Un auteur en quête d’éditeur

Cette année, “pour faire le point”, Charlie s’est rendu au festival d’Angoulême pour rencontrer son public mais aussi parce qu’il aimerait bien voir les dessins de son blog sur papier. “Le numérique est un outil formidable de diffusion, mais je suis très attaché à l’objet livre”, commente-t-il. Voilà un an qu’il publie déjà tous les mois dans le magazineTrois couleurs pour les cinémas MK2 et qu’il a largement gagné en reconnaissance en illustrant un reportage dans la prestigieuse revue XXI. Mais Charlie sait aussi ce qu’il veut et n’est surtout pas prêt à toutes les concessions. “Mon blog reste un hobby : si un livre doit sortir de cette expérience, je veux qu’il soit exactement comme je le désire, car il s’agira peut-être du seul livre que j’éditerais dans ma vie. Je n’aime pas que ma création m’échappe, de la même manière que je ne me force jamais pour trouver des idées.
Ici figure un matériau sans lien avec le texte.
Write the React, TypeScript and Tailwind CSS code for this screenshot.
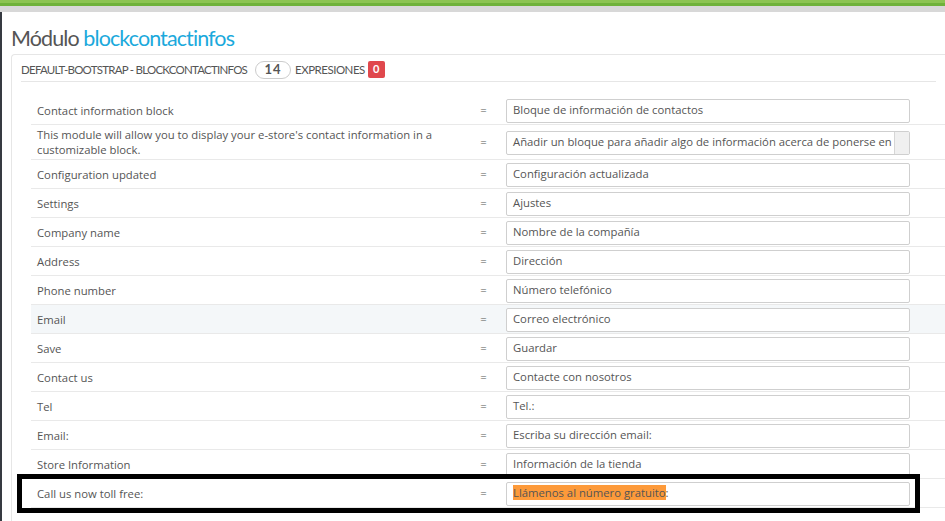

C’est bien pour cette raison que je les note dans mes cahiers pour toujours en avoir sous le coude si jamais on me demande un dessin, car je déteste me forcer à travailler laborieusement.”

Bilan mitigé au retour du festival: si le public était au rendez-vous, les éditeurs seraient encore trop frileux vis-à-vis du dessin d’humour. Une niche sans doute trop marquée par l’esprit anglo-saxon où pourtant Charlie Poppins excelle. Toutes les pistes restent ouvertes.